**Exercise prompt**
Transcribe the material verbatim in full; the pictures do not belong in the copy.

────────────────────────────────────────

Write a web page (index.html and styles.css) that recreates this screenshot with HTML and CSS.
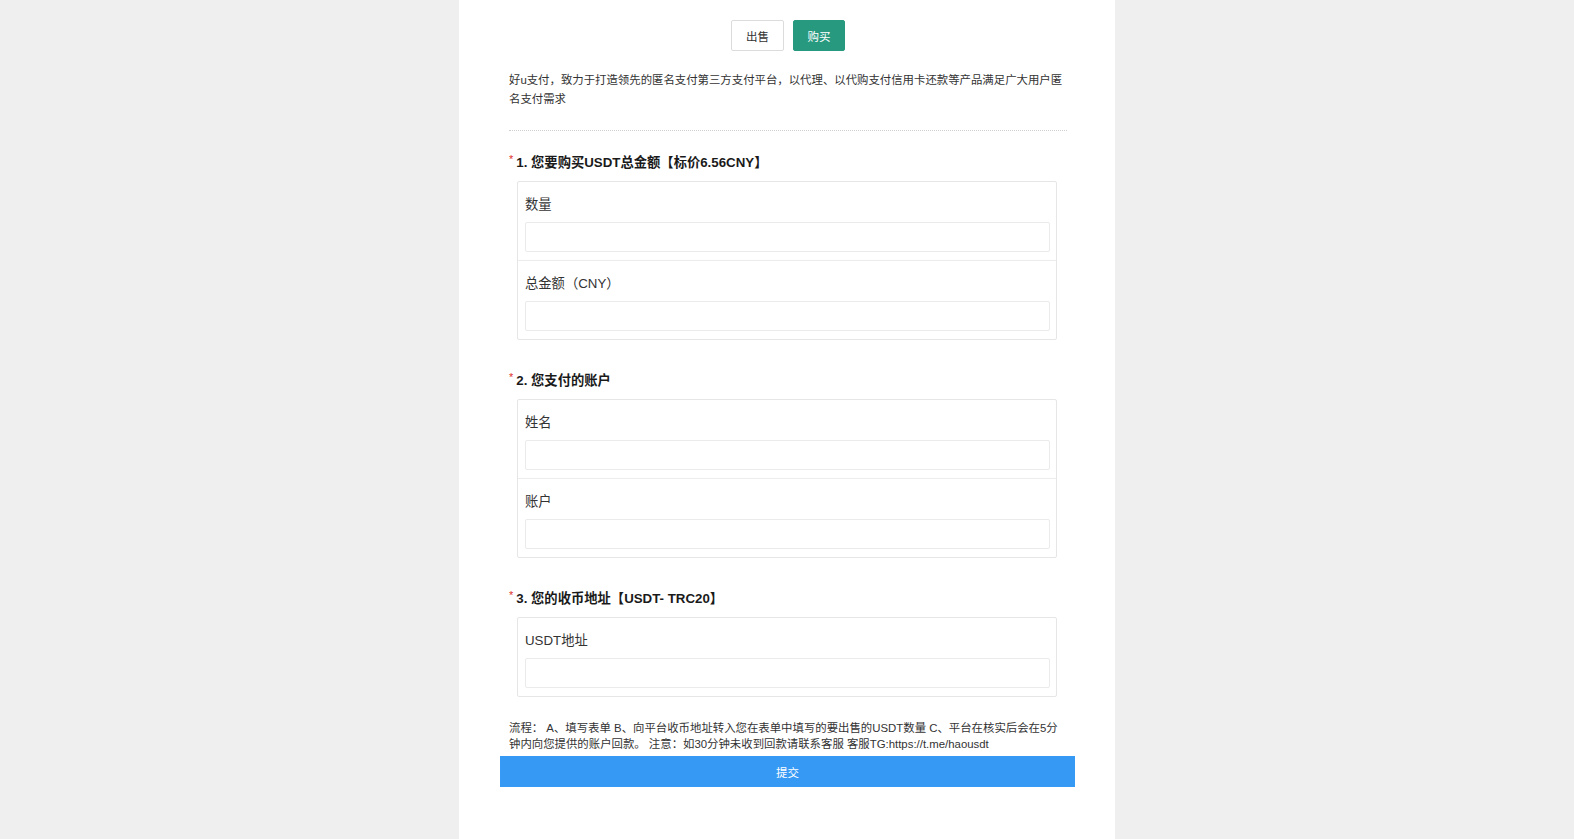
FILE: index.html
```html
<!DOCTYPE html>
<html lang="zh-CN">
<head>
<meta charset="utf-8">
<title>好u支付</title>
<link rel="stylesheet" href="styles.css">
</head>
<body>
<div class="page">
  <div class="content">
    <div class="tabs">
      <button class="tab">出售</button>
      <button class="tab tab-active">购买</button>
    </div>
    <p class="intro">好u支付，致力于打造领先的匿名支付第三方支付平台，以代理、以代购支付信用卡还款等产品满足广大用户匿名支付需求</p>
    <div class="divider"></div>

    <div class="section">
      <div class="q-title"><span class="req">*</span>1. 您要购买USDT总金额【标价6.56CNY】</div>
      <div class="card">
        <div class="row">
          <div class="label">数量</div>
          <input class="field" type="text">
        </div>
        <div class="row">
          <div class="label">总金额（CNY）</div>
          <input class="field" type="text">
        </div>
      </div>
    </div>

    <div class="section">
      <div class="q-title"><span class="req">*</span>2. 您支付的账户</div>
      <div class="card">
        <div class="row">
          <div class="label">姓名</div>
          <input class="field" type="text">
        </div>
        <div class="row">
          <div class="label">账户</div>
          <input class="field" type="text">
        </div>
      </div>
    </div>

    <div class="section">
      <div class="q-title"><span class="req">*</span>3. 您的收币地址【USDT- TRC20】</div>
      <div class="card">
        <div class="row">
          <div class="label">USDT地址</div>
          <input class="field" type="text">
        </div>
      </div>
    </div>

    <p class="note">流程： A、填写表单 B、向平台收币地址转入您在表单中填写的要出售的USDT数量 C、平台在核实后会在5分钟内向您提供的账户回款。 注意：如30分钟未收到回款请联系客服 客服TG:https://t.me/haousdt</p>
    <button class="submit">提交</button>
  </div>
</div>
</body>
</html>
```

FILE: styles.css
```css
html, body {
  margin: 0;
  padding: 0;
  background: #efefef;
  font-family: "Liberation Sans", Arial, "Noto Sans CJK SC", sans-serif;
  color: #333;
}

.page {
  width: 656px;
  margin: 0 auto;
  min-height: 839px;
  background: #fff;
}

.content {
  padding: 20px 48px 40px 50px;
}

.tabs {
  display: flex;
  justify-content: center;
  gap: 9px;
}

.tab {
  width: 53px;
  height: 31px;
  padding: 0;
  border: 1px solid #dcdcdc;
  border-radius: 2px;
  background: #fff;
  color: #333;
  font-family: inherit;
  font-size: 11.5px;
}

.tab-active {
  width: 52px;
  background: #26997f;
  border-color: #26997f;
  color: #fff;
}

.intro {
  margin: 20px 0 0;
  font-size: 11.4px;
  line-height: 19px;
  color: #333;
}

.divider {
  margin-top: 21px;
  border-top: 1px dotted #cfcfcf;
}

.section {
  margin-top: 22px;
}

.section + .section {
  margin-top: 31px;
}

.q-title {
  font-size: 13.3px;
  font-weight: bold;
  line-height: 20px;
  color: #1a1a1a;
}

.req {
  color: #e0302c;
  font-weight: normal;
  font-size: 11px;
  vertical-align: top;
  line-height: 13px;
  margin-right: 3px;
}

.card {
  margin: 8px 10px 0 8px;
  border: 1px solid #e6e6e6;
  border-radius: 2px;
}

.row {
  padding: 13px 6px 8px 7px;
}

.row + .row {
  border-top: 1px solid #ececec;
}

.label {
  font-size: 13.3px;
  line-height: 20px;
  color: #333;
}

.field {
  display: block;
  box-sizing: border-box;
  width: 100%;
  height: 30px;
  margin-top: 7px;
  border: 1px solid #ebebeb;
  border-radius: 2px;
  background: #fff;
  outline: none;
}

.note {
  margin: 23px 0 0;
  font-size: 11.4px;
  line-height: 16px;
  color: #333;
}

.submit {
  display: block;
  width: 575px;
  height: 31px;
  margin: 4px 0 0 -9px;
  border: none;
  background: #3699f4;
  color: #fff;
  font-family: inherit;
  font-size: 11.5px;
}
```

────────────────────────────────────────

**Reply to the exercise**
Write a web page (index.html and styles.css) that recreates this screenshot with HTML and CSS.
FILE: index.html
```html
<!DOCTYPE html>
<html lang="zh-CN">
<head>
<meta charset="utf-8">
<title>好u支付</title>
<link rel="stylesheet" href="styles.css">
</head>
<body>
<div class="page">
  <div class="content">
    <div class="tabs">
      <button class="tab">出售</button>
      <button class="tab tab-active">购买</button>
    </div>
    <p class="intro">好u支付，致力于打造领先的匿名支付第三方支付平台，以代理、以代购支付信用卡还款等产品满足广大用户匿名支付需求</p>
    <div class="divider"></div>

    <div class="section">
      <div class="q-title"><span class="req">*</span>1. 您要购买USDT总金额【标价6.56CNY】</div>
      <div class="card">
        <div class="row">
          <div class="label">数量</div>
          <input class="field" type="text">
        </div>
        <div class="row">
          <div class="label">总金额（CNY）</div>
          <input class="field" type="text">
        </div>
      </div>
    </div>

    <div class="section">
      <div class="q-title"><span class="req">*</span>2. 您支付的账户</div>
      <div class="card">
        <div class="row">
          <div class="label">姓名</div>
          <input class="field" type="text">
        </div>
        <div class="row">
          <div class="label">账户</div>
          <input class="field" type="text">
        </div>
      </div>
    </div>

    <div class="section">
      <div class="q-title"><span class="req">*</span>3. 您的收币地址【USDT- TRC20】</div>
      <div class="card">
        <div class="row">
          <div class="label">USDT地址</div>
          <input class="field" type="text">
        </div>
      </div>
    </div>

    <p class="note">流程： A、填写表单 B、向平台收币地址转入您在表单中填写的要出售的USDT数量 C、平台在核实后会在5分钟内向您提供的账户回款。 注意：如30分钟未收到回款请联系客服 客服TG:https://t.me/haousdt</p>
    <button class="submit">提交</button>
  </div>
</div>
</body>
</html>
```

FILE: styles.css
```css
html, body {
  margin: 0;
  padding: 0;
  background: #efefef;
  font-family: "Liberation Sans", Arial, "Noto Sans CJK SC", sans-serif;
  color: #333;
}

.page {
  width: 656px;
  margin: 0 auto;
  min-height: 839px;
  background: #fff;
}

.content {
  padding: 20px 48px 40px 50px;
}

.tabs {
  display: flex;
  justify-content: center;
  gap: 9px;
}

.tab {
  width: 53px;
  height: 31px;
  padding: 0;
  border: 1px solid #dcdcdc;
  border-radius: 2px;
  background: #fff;
  color: #333;
  font-family: inherit;
  font-size: 11.5px;
}

.tab-active {
  width: 52px;
  background: #26997f;
  border-color: #26997f;
  color: #fff;
}

.intro {
  margin: 20px 0 0;
  font-size: 11.4px;
  line-height: 19px;
  color: #333;
}

.divider {
  margin-top: 21px;
  border-top: 1px dotted #cfcfcf;
}

.section {
  margin-top: 22px;
}

.section + .section {
  margin-top: 31px;
}

.q-title {
  font-size: 13.3px;
  font-weight: bold;
  line-height: 20px;
  color: #1a1a1a;
}

.req {
  color: #e0302c;
  font-weight: normal;
  font-size: 11px;
  vertical-align: top;
  line-height: 13px;
  margin-right: 3px;
}

.card {
  margin: 8px 10px 0 8px;
  border: 1px solid #e6e6e6;
  border-radius: 2px;
}

.row {
  padding: 13px 6px 8px 7px;
}

.row + .row {
  border-top: 1px solid #ececec;
}

.label {
  font-size: 13.3px;
  line-height: 20px;
  color: #333;
}

.field {
  display: block;
  box-sizing: border-box;
  width: 100%;
  height: 30px;
  margin-top: 7px;
  border: 1px solid #ebebeb;
  border-radius: 2px;
  background: #fff;
  outline: none;
}

.note {
  margin: 23px 0 0;
  font-size: 11.4px;
  line-height: 16px;
  color: #333;
}

.submit {
  display: block;
  width: 575px;
  height: 31px;
  margin: 4px 0 0 -9px;
  border: none;
  background: #3699f4;
  color: #fff;
  font-family: inherit;
  font-size: 11.5px;
}
```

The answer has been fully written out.